O político profissional é a negação da democracia?

O político profissional não é por essência democrático, apenas o é no plano retórico.

por João Maurício Brás

As democracias, ou aquilo em que se transformaram estão em erosão. Em França o que se reputa de extrema esquerda e direita obtiveram 50% numa primeira volta e perto de 30% das pessoas não votaram. As opções anti-sistema crescem porque se quebrou – chegará o tempo, definitivamente – a ligação entre as pessoas, os políticos e as elites.

No plano político, as formas de representação e a respectiva legitimidade são cada vez menos democráticas. O carácter de decisão e de exercício directo do poder dos cidadãos não existe. As pessoas foram abandonadas pela política entregue à economia e a festas com bandeiras verdes e arco-íris.

Esta cisão levou a que nos sistemas ditos democráticos, o exercício cívico e de cidadania sejam cada vez mais residuais, ou a existirem estão dominados pela partidocracia. O que temos é uma semi-democracia de castas políticas. Aliás, a eleição é apenas um momento da democracia, não o único nem o mais importante aspecto. Só a participação efectiva e permanente de cada cidadão concretiza a democracia.

As castas políticas e as elites que predominam desconfiam das pessoas, diria mesmo que até as desprezam e estas sentem que são meros números. O cidadão serve apenas para ser governado perante o político profissional que existe para governar. Aliás, quem nos governa raramente são os melhores e mais capazes em cada área da governação. Os critérios das castas partidárias são outros. O político profissional é uma contradição com a ideia genuína de democracia.

A profissionalização da política produziu uma casta oficial de representantes que se perpetuam no poder apenas alternando por períodos, regra geral, de quatro anos nos governos e em todos os cargos de nomeação governamental que são cada vez mais. O que temos é uma oligarquia de especialistas de poder. Essas oligarquias não constituem um sistema ditatorial, pois as regras do Estado de Direito, embora em muitos casos sejam gizadas por advogados ao seu serviço, ainda estabelecem normas mínimas de democraticidade, pelo menos formal. Mas esse direito está estabelecido de modo a proteger e perpetuar essas oligarquias. Na Europa, o exemplo da União Europeia apesar de toda a sua retórica democrática e progressista, ainda é menos democrática. Os representantes para os mais altos cargos europeus são escolhidos pelas castas políticas. E estes representam, não as pessoas, mas interesses específicos do poder económico, financeiro, bancário ou beneficiam de um exílio dourado da casta. Mas estas castas ditas democráticas e as suas elites estão a instituir um novo totalitarismo que em nome do ‘lado certo da história’ não admite contraditório nem crítica. Falo do debate racional, não de mundos alternativos e delírios irracionais.
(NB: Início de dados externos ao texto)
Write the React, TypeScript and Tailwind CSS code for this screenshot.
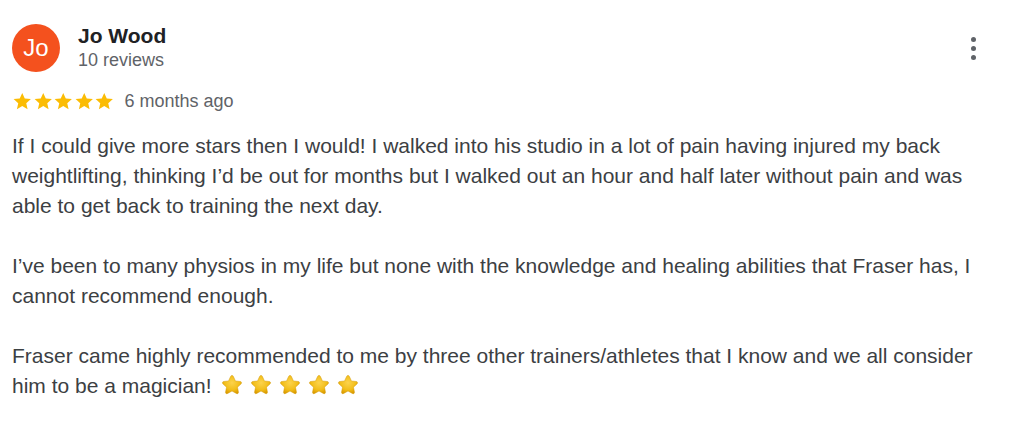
import React from "react";

const Star = ({className}: {className?: string}) => (
    <svg viewBox="0 0 24 24" className={className} fill="currentColor">
        <path d="M12 2.2l2.95 6.55 7.15.7-5.4 4.8 1.55 7.05L12 17.65 5.75 21.3l1.55-7.05-5.4-4.8 7.15-.7z"/>
    </svg>
)

const EmojiStar = ({first}: {first?: boolean}) => (
    <svg viewBox="0 0 32 32" className={first ? "w-[24px] h-[24px] inline-block align-[-4px] mr-[5px] ml-[3px]" : "w-[24px] h-[24px] inline-block align-[-4px] mr-[5px]"}>
        <defs>
            <radialGradient id="eg" cx="50%" cy="40%" r="60%">
                <stop offset="0%" stopColor="#fcd34d"/>
                <stop offset="65%" stopColor="#f2be1a"/>
                <stop offset="100%" stopColor="#dc9c00"/>
            </radialGradient>
        </defs>
        <path
            d="M16 3.2c.9 0 1.5.6 1.9 1.5l2.7 5.9 6.3.7c1.9.2 2.5 2 1.1 3.3l-4.7 4.3 1.3 6.3c.4 1.9-1.2 3-2.8 2.1L16 24.1l-5.8 3.2c-1.6.9-3.2-.2-2.8-2.1l1.3-6.3-4.7-4.3c-1.4-1.3-.8-3.1 1.1-3.3l6.3-.7 2.7-5.9c.4-.9 1-1.5 1.9-1.5z"
            fill="url(#eg)" stroke="#cf9300" strokeWidth="0.6"/>
    </svg>
)

export default function App() {
    return (
        <div className="w-[1012px] h-[424px] bg-white font-['Liberation_Sans',Arial,sans-serif] px-3 pt-6">
            <div className="flex items-start">
                <div className="w-12 h-12 rounded-full bg-[#f4511e] flex items-center justify-center text-white text-[24px] shrink-0">
                    Jo
                </div>
                <div className="ml-[18px] flex-1">
                    <div className="text-[21px] font-bold text-[#202124] leading-6">Jo Wood</div>
                    <div className="text-[18px] text-[#5f6368] leading-5 mt-[2px]">10 reviews</div>
                </div>
                <button className="mt-[13px] mr-[24px] flex flex-col items-center gap-[4px]">
                    <span className="w-[5px] h-[5px] rounded-full bg-[#5f6368]"></span>
                    <span className="w-[5px] h-[5px] rounded-full bg-[#5f6368]"></span>
                    <span className="w-[5px] h-[5px] rounded-full bg-[#5f6368]"></span>
                </button>
            </div>
            <div className="flex items-center mt-[16px]">
                <div className="flex text-[#fbbc04]">
                    <Star className="w-[20.5px] h-[20.5px]"/>
                    <Star className="w-[20.5px] h-[20.5px]"/>
                    <Star className="w-[20.5px] h-[20.5px]"/>
                    <Star className="w-[20.5px] h-[20.5px]"/>
                    <Star className="w-[20.5px] h-[20.5px]"/>
                </div>
                <span className="ml-[10px] text-[18px] text-[#5f6368]">6 months ago</span>
            </div>
            <div className="mt-[16px] text-[21px] leading-[30px] text-[#3c4043]">
                <p>If I could give more stars then I would! I walked into his studio in a lot of pain having injured my back weightlifting, thinking I’d be out for months but I walked out an hour and half later without pain and was able to get back to training the next day.</p>
                <br/>
                <p>I’ve been to many physios in my life but none with the knowledge and healing abilities that Fraser has, I cannot recommend enough.</p>
                <br/>
                <p>
                    Fraser came highly recommended to me by three other trainers/athletes that I know and we all consider him to be a magician!{" "}
                    <EmojiStar first/><EmojiStar/><EmojiStar/><EmojiStar/><EmojiStar/>
                </p>
            </div>
        </div>
    )
}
O político profissional não é por essência democrático, apenas o é no plano retórico. A representatividade democrática está deturpada. A política democrática tornou-se também dependente do liberalismo económico global, onde os mercados ditam as regras. O bem público, as obrigações cívicas, os laços sociais, os problemas concretos das pessoas são incompatíveis com a escala do global.

O credo do hiperliberalismo dos mercados globais está totalmente desligado das pessoas e das identidades nacionais e culturais, que menospreza. Já não há alternativa dentro desse sistema, senão opções radicais ou uma catástrofe brutal.